So, to get to the story. About two years ago, I was hiking with some family in the snow and slipped and fell on some ice (classic clumsy me). I bruised my right hip but felt fine otherwise. That being said, about a month or two after that fall, I started having lower back pain that grew into nerve pain that shot down the back side of my right leg. After going to my primary care doctor, I was prescribed some steroids for anti-inflammatory purposes and referred to physical therapy. After a few weeks of physical therapy, my therapist told me I should get involved in yoga to work to strengthen my lower back muscles. Following her instructions, I started going to yoga class at least once a week. Miraculously, my back pain, and the nerve pain that extended down my legs, stopped completely. I continued to do yoga regularly for about a year. Last winter, the nerve pain came back briefly, but I again worked on exercising and stretching, and it went away. Then, about 3 weeks ago, I was babysitting and sitting on the floor with the toddler I care for. As I turned to reach something behind me, something happened and I suddenly felt pain return to my back and cause stiffness and nerve pain down my lower extremities. I got up and fortunately was soon done babysitting. As I went back to school, I could barely walk and knew something was really wrong. I took lots of advil and did lots of stretching exercises for the next week and a half. Nothing helped and I found myself waking up at night from the pain and continuing to have a lot of trouble walking.
Then, I went on Thanksgiving break. I had my annual physical the second day of break, so I told my doctor about my problem. He again put me on steroids for 6 days, which did help temporarily with the pain. He also referred me for an MRI of my back to try and find out what may be causing my pain. About 3 days ago the results of that MRI came back. It turns out I have a slightly herniated disc and a bone spur in my lower back, both of which are pressing on a nerve. I was told I should go have a consultation with a spinal surgeon. I proceeded to google what “herniated disc” and “lumbar bone spur” meant and what typically led to these problems.
It was quite shocking to find out both herniated discs and lumbar bone spurs are typically found in people over 50 who have osteoarthritis. That basically means my lower back is about 29 years or more older than the rest of me. This is particularly evident in the presence of the bone spur, which is a bony growth on my spine.

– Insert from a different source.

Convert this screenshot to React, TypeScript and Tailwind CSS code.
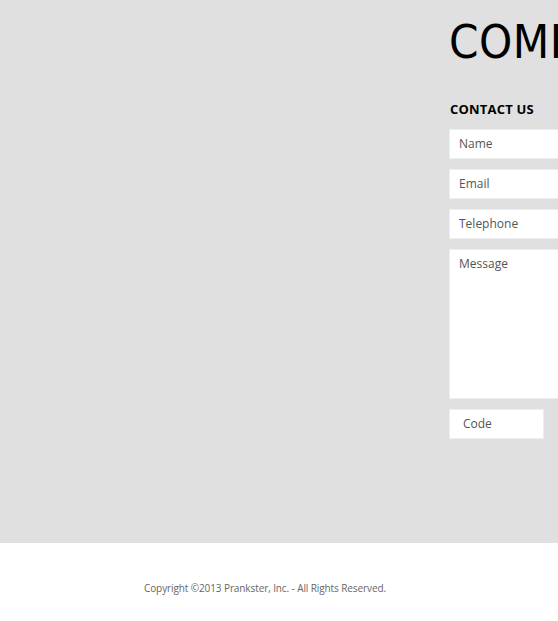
import React from "react";

const Field = ({ label, tall }: { label: string; tall?: boolean }) => (
  <div
    className={`w-[300px] bg-white border border-[#eeeeee] px-[9px] text-[12px] text-[#555555] ${
      tall ? "h-[150px] pt-[5px]" : "h-[30px] flex items-center"
    }`}
  >
    {label}
  </div>
);

export default function App() {
  return (
    <div className="w-[558px] h-[621px] overflow-hidden bg-white" style={{ fontFamily: "'Open Sans', sans-serif" }}>
      <div className="h-[543px] bg-[#e0e0e0] pl-[449px]">
        <h1
          className="pt-[14px] text-[47px] leading-[56px] font-normal tracking-[0.5px] text-black whitespace-nowrap"
          style={{ fontFamily: "'Liberation Sans Narrow', 'DejaVu Sans Condensed', sans-serif" }}
        >
          COMING SOON
        </h1>
        <h2 className="mt-[31px] ml-px text-[13px] font-bold text-black leading-[16px] tracking-[0.2px]">
          CONTACT US
        </h2>
        <div className="mt-[12px] flex flex-col gap-[10px]">
          <Field label="Name" />
          <Field label="Email" />
          <Field label="Telephone" />
          <Field label="Message" tall />
          <div className="w-[95px] h-[30px] bg-white border border-[#eeeeee] pl-[13px] flex items-center text-[12px] text-[#555555]">
            Code
          </div>
        </div>
      </div>
      <div className="pl-[144px] pt-[38px] text-[10px] tracking-[-0.1px] text-[#666666]">
        Copyright ©2013 Prankster, Inc. - All Rights Reserved.
      </div>
    </div>
  );
}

According to spine-health.com, “osteophytes are a radiographic marker of spinal degeneration (aging), which means that they show up on X-rays or MRI scans and are by and large a normal finding as we age.” So, my spine is apparently degenerating but I’m only 21… So, that brings me back to how this relates to survivorship.

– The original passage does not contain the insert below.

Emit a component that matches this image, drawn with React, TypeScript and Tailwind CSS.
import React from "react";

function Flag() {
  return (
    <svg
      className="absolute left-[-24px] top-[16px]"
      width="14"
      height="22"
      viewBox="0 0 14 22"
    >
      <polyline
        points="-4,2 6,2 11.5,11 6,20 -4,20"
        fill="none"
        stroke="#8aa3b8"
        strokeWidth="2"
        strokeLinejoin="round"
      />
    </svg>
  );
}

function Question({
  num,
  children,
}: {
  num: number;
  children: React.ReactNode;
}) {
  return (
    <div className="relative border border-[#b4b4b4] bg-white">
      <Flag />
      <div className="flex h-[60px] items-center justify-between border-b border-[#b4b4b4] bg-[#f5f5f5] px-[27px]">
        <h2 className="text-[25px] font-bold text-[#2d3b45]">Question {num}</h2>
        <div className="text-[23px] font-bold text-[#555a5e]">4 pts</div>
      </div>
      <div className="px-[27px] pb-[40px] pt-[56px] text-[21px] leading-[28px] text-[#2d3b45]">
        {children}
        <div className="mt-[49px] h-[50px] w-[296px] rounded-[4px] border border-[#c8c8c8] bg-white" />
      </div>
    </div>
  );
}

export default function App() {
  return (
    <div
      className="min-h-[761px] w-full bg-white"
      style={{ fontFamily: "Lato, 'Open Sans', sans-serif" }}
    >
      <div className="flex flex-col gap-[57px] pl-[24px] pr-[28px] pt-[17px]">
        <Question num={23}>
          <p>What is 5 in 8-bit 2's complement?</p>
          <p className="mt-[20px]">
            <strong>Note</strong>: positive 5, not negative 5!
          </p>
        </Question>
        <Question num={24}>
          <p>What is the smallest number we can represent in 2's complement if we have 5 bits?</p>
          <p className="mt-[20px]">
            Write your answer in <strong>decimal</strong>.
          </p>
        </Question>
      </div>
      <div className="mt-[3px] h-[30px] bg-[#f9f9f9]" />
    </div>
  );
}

As I’ve mentioned before, leukemia treatment involves spinal taps in which they inject intrathecal chemotherapy. In my treatment as a toddler, I had about 19 spinal taps. In my treatment as a teenager, I had about the same number. That means there has been a lot of chemotherapy going into my spine – and from my 28 day spinal headache during my relapse treatment, it is likely some of that chemotherapy leaked out into the bones/tissues of my lower back. While I make the disclaimer that I have no idea if this is actually a possible cause, I believe it is related at least in some way. The MRI report from last week showed significant degradation of the health of the two discs in between the bottom few vertebrae of my back. So, something definitely happened there.
I thought I had encountered enough with the cognitive challenges I confronted at the beginning of my college experience, and I definitely was not expecting physical complications more than 6 years after my treatment ended. I thought by this point if I didn’t have any problems I would be ok. Clearly that is not the case and I don’t think I realized that my treatments may have impacted the internal structures of my body in a way that I can’t see and that might manifest in various new problems, like this spine problem, as I get older.
Therefore, I wanted to write a PSA to survivors to remind you to get regular physical exams through a primary care provider, have an annual visit with a long-term survivorship specialist, and most importantly, to listen to your body. I could have attributed my pain to a pulled muscle or something and chosen not to do anything about it. However, I went to my physical appointment and requested my doctor refer me for an MRI (he was only going to give me the steroids but I knew I needed to find out what was really going on and the MRI was the way to accomplish that). And that brings me to my final point – just as you should during your treatment, remain informed and active in your care as a survivor. By doing all these things, you can be more proactive in ensuring your long-term wellbeing.